There’ve been a lot of interesting conversations lately about interfaith relationships, specifically those between Pagans and the Abrahamic faiths, and I wanted to add my two cents. Sunweaver’s recent post inspired me to delve into my own interfaith experience: I’ve chosen to spend my life devoted to a Christian.
When we first met, I made no bones about my faith or my values. I led off on our very first date by saying, “I’m a feminist, I’m pro choice, and I’m a witch.”
He just smiled and said, “Okay. Did you want to sit down?”
I spent the early days of our relationship constantly afraid that one day he’d get a lightning bolt to the head and suddenly the easy-going, open man I loved would become intolerant of my beliefs. It was easy to feel defensive living in the very religious corner of Southwest Michigan sometimes called “the baby Bible belt”. But he never fulfilled my fears, and gradually, I became comfortable about our different faiths.
I think the key to successful interfaith dialogue and cohabitation is respect. I respect my husband’s beliefs, and he respects mine. True, sometimes I love to drag him into a spirited historical discussion about our beliefs, but we manage to keep our conversations from hitting any hot buttons. Despite our divergent faiths, we do find some common religious ground. We may approach prayer differently, but we both acknowledge the importance of Spirit in our lives, and our individual relationships with the divine, although different, have strengthened our relationship with each other.
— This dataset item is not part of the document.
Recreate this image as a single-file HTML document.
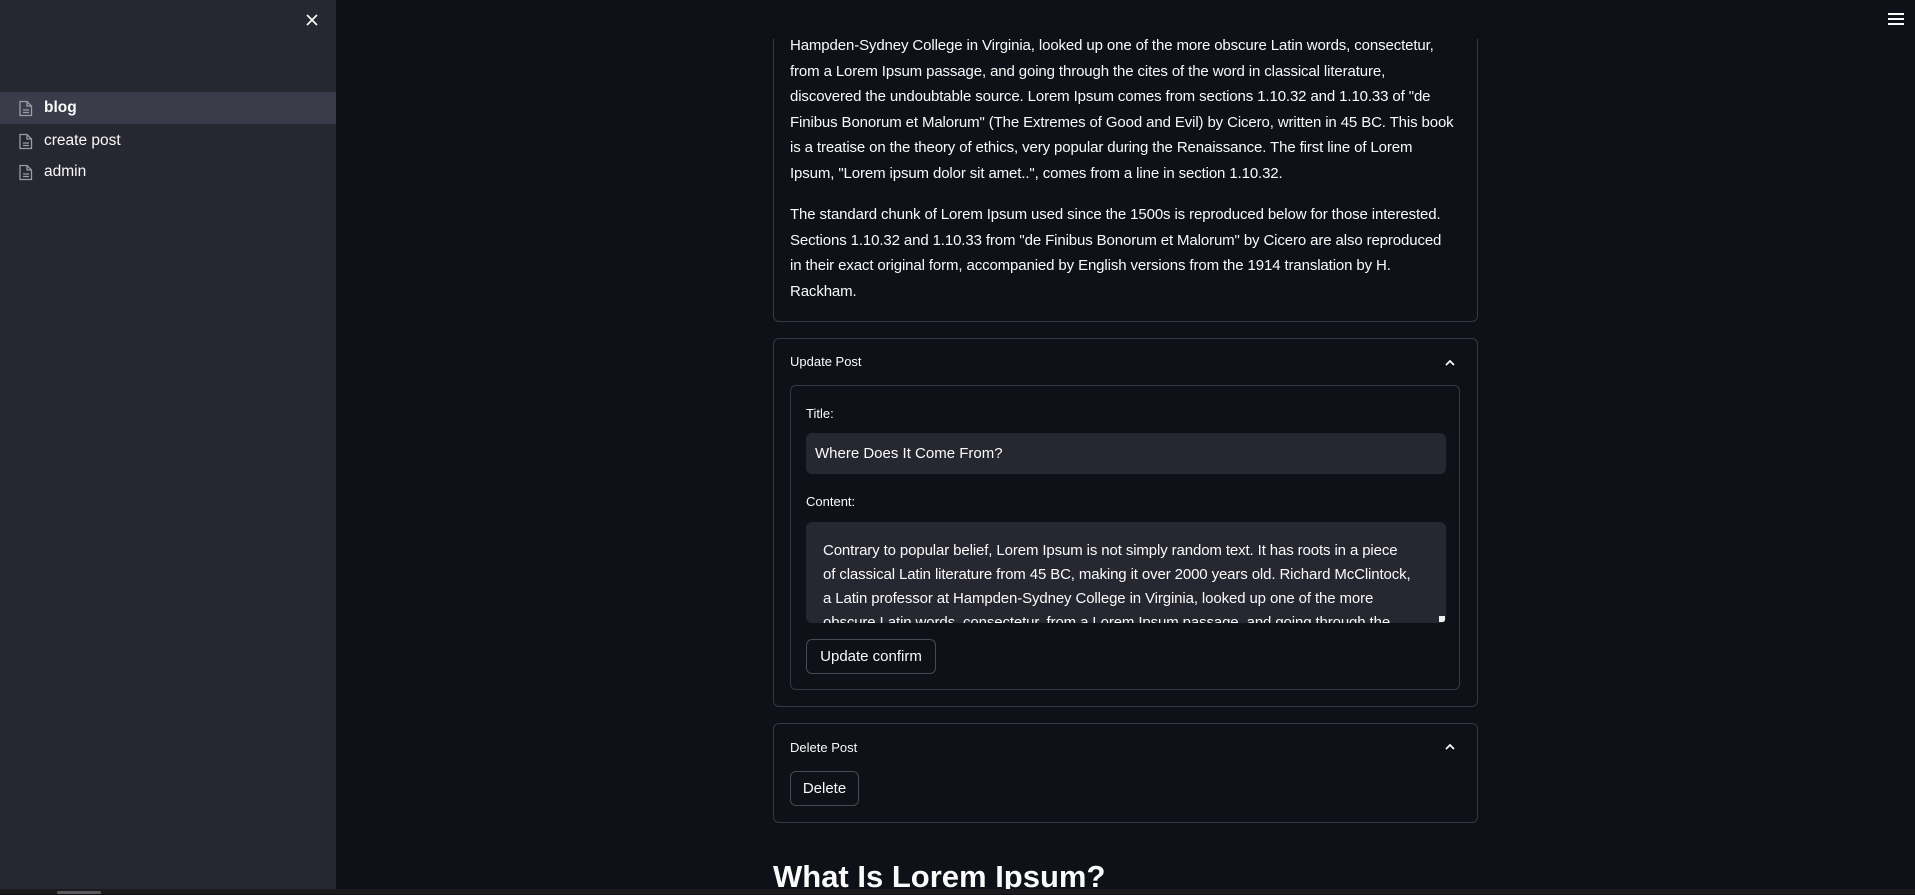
<!DOCTYPE html>
<html><head><meta charset="utf-8"><style>
*{margin:0;padding:0;box-sizing:border-box}
body{width:1915px;height:894px;overflow:hidden;background:#0e1117;color:#fafafa;font-family:"Liberation Sans",sans-serif;position:relative}
.sb{position:absolute;left:0;top:0;width:336px;height:889px;background:#262730}
.nav{position:absolute;left:0;width:336px;height:32px;font-size:15.5px;line-height:32px}
.nav.sel{background:#3b3c4a;font-weight:bold}
.nav svg{position:absolute;left:18px;top:8px}
.nav span{position:absolute;left:44px}
.abs{position:absolute}
.box{position:absolute;border:1px solid #363941;border-radius:6px}
.p{position:absolute;left:790px;font-size:15px;letter-spacing:-0.12px;line-height:25.6px;white-space:nowrap}
.lbl{position:absolute;font-size:13px}
.btn{position:absolute;border:1px solid #474a52;border-radius:6px;font-size:15px;display:flex;align-items:center;justify-content:center;background:#0e1117}
</style></head><body>
<div class="sb">
<svg class="abs" style="left:305px;top:13px" width="14" height="14" viewBox="0 0 14 14"><path d="M2 2L12 12M12 2L2 12" stroke="#fafafa" stroke-width="1.7"/></svg>
<div class="nav sel" style="top:92px"><svg width="16" height="17" viewBox="0 0 16 17"><path d="M2 1.5h7l4.5 4.5v9.5h-11.5z M9 1.5v4.5h4.5" fill="none" stroke="#9a9ba5" stroke-width="1.3"/><path d="M5 10h6M5 12.5h6" stroke="#9a9ba5" stroke-width="1.2"/></svg><span>blog</span></div>
<div class="nav" style="top:125px"><svg width="16" height="17" viewBox="0 0 16 17"><path d="M2 1.5h7l4.5 4.5v9.5h-11.5z M9 1.5v4.5h4.5" fill="none" stroke="#9a9ba5" stroke-width="1.3"/><path d="M5 10h6M5 12.5h6" stroke="#9a9ba5" stroke-width="1.2"/></svg><span>create post</span></div>
<div class="nav" style="top:156px"><svg width="16" height="17" viewBox="0 0 16 17"><path d="M2 1.5h7l4.5 4.5v9.5h-11.5z M9 1.5v4.5h4.5" fill="none" stroke="#9a9ba5" stroke-width="1.3"/><path d="M5 10h6M5 12.5h6" stroke="#9a9ba5" stroke-width="1.2"/></svg><span>admin</span></div>
</div>

<div class="box" style="left:773px;top:-10px;width:705px;height:332px"></div>
<div class="abs" style="left:336px;top:0;width:1579px;height:39px;background:#0e1117"></div>
<div class="abs" style="left:1888px;top:13px;width:16px;height:2px;background:#fafafa"></div>
<div class="abs" style="left:1888px;top:18px;width:16px;height:2px;background:#fafafa"></div>
<div class="abs" style="left:1888px;top:23px;width:16px;height:2px;background:#fafafa"></div>

<div class="p" style="top:33px">Hampden-Sydney College in Virginia, looked up one of the more obscure Latin words, consectetur,<br>from a Lorem Ipsum passage, and going through the cites of the word in classical literature,<br>discovered the undoubtable source. Lorem Ipsum comes from sections 1.10.32 and 1.10.33 of "de<br>Finibus Bonorum et Malorum" (The Extremes of Good and Evil) by Cicero, written in 45 BC. This book<br>is a treatise on the theory of ethics, very popular during the Renaissance. The first line of Lorem<br>Ipsum, "Lorem ipsum dolor sit amet..", comes from a line in section 1.10.32.</div>
<div class="p" style="top:202px">The standard chunk of Lorem Ipsum used since the 1500s is reproduced below for those interested.<br>Sections 1.10.32 and 1.10.33 from "de Finibus Bonorum et Malorum" by Cicero are also reproduced<br>in their exact original form, accompanied by English versions from the 1914 translation by H.<br>Rackham.</div>

<div class="box" style="left:773px;top:338px;width:705px;height:369px"></div>
<div class="lbl" style="left:790px;top:354px">Update Post</div>
<svg class="abs" style="left:1444px;top:358px" width="12" height="10" viewBox="0 0 12 10"><path d="M2 7L6 3L10 7" fill="none" stroke="#fafafa" stroke-width="1.8"/></svg>
<div class="box" style="left:790px;top:385px;width:670px;height:305px"></div>
<div class="lbl" style="left:806px;top:406px">Title:</div>
<div class="abs" style="left:806px;top:433px;width:640px;height:41px;background:#262730;border-radius:6px;font-size:15px;line-height:41px;padding-left:9px">Where Does It Come From?</div>
<div class="lbl" style="left:806px;top:494px">Content:</div>
<div class="abs" style="left:806px;top:522px;width:640px;height:101px;background:#262730;border-radius:6px;overflow:hidden">
<div style="position:absolute;left:17px;top:17px;font-size:15px;letter-spacing:-0.12px;line-height:24px;white-space:nowrap">Contrary to popular belief, Lorem Ipsum is not simply random text. It has roots in a piece<br>of classical Latin literature from 45 BC, making it over 2000 years old. Richard McClintock,<br>a Latin professor at Hampden-Sydney College in Virginia, looked up one of the more<br>obscure Latin words, consectetur, from a Lorem Ipsum passage, and going through the</div>
<div style="position:absolute;right:1px;bottom:1px;width:6px;height:6px;background:#eee"></div>
</div>
<div class="btn" style="left:806px;top:639px;width:130px;height:35px">Update confirm</div>

<div class="box" style="left:773px;top:723px;width:705px;height:100px"></div>
<div class="lbl" style="left:790px;top:740px">Delete Post</div>
<svg class="abs" style="left:1444px;top:742px" width="12" height="10" viewBox="0 0 12 10"><path d="M2 7L6 3L10 7" fill="none" stroke="#fafafa" stroke-width="1.8"/></svg>
<div class="btn" style="left:790px;top:771px;width:69px;height:35px">Delete</div>

<div class="abs" style="left:773px;top:859px;font-size:31px;font-weight:bold;white-space:nowrap">What Is Lorem Ipsum?</div>
<div class="abs" style="left:0;top:889px;width:1915px;height:5px;background:#1b1b1d"></div>
<div class="abs" style="left:57px;top:891px;width:44px;height:3px;background:#5a5a5e;border-radius:2px"></div>
</body></html>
I think it helps a great deal that my husband’s faith is non-denominational, and can best be described as first century early church; he doesn’t espouse any particular doctrine or dogma, and there’s nothing about his beliefs that tells him he needs to work hard to convert the people around him, unlike some of the modern evangelical sects of Christianity. Instead, he’s open to my own experience with the divine, and because of this, I have learned to view the Abrahamic faiths differently; loving a Christian has helped me to practice a more open-minded way of being, and I’m grateful to him for giving me that chance.
Despite my sweetie’s openness, I was initially cautious about being “too witchy” around him. I am still in the habit of working spells in front of my private altar, alone in the bedroom, but now it’s less about hiding who I am and more about setting aside sacred space for my work. I’m no longer shy about dragging my husband to my circle gatherings (he hangs out inside until it’s time to feast, and then he joins the party), and in recent months, I’ve even branched into including him in some of my less witchy rituals, like keeping a wish jar and burning the highs and lows of the past year on the Solstice. It always surprises me how willing he is to go along with these things when I invite him, and I feel closer to him whenever we share in a small spell or ritual.
On a trip to the local magical supply store, I loaded up my basket with an oil burner carved with Ganesha’s image (sure to help us cultivate laughter), a few stones and candles, and a small bag that I planned to turn into a charm for the inhabitants of our home, including Delphi, our noble house cat. My husband didn’t bat an eye when I showed him my purchases, and although I kept pestering him, worried that I had overstepped our unspoken religious boundaries, he assured me that he really was fine with the idea of a bliss shrine in our home.
Together, we hung a small shelf in the southwest corner of our dining room, and I started to bedeck it with little tokens of prosperity. Although he hasn’t added anything to the altar yet, my husband did help me choose the first scents to fill the Ganesha burner (and our home) with joy: cinnamon and lemon.
I’ve been creating informal altars around our home for years, but this little corner shelf is the first time I’ve done so consciously after discussing it with my husband. Already, the shrine has served to remind me of the abundance that is already in my life: the abundant love and respect my husband and I share that allows us to bridge the gap of our faiths to create sacred space together.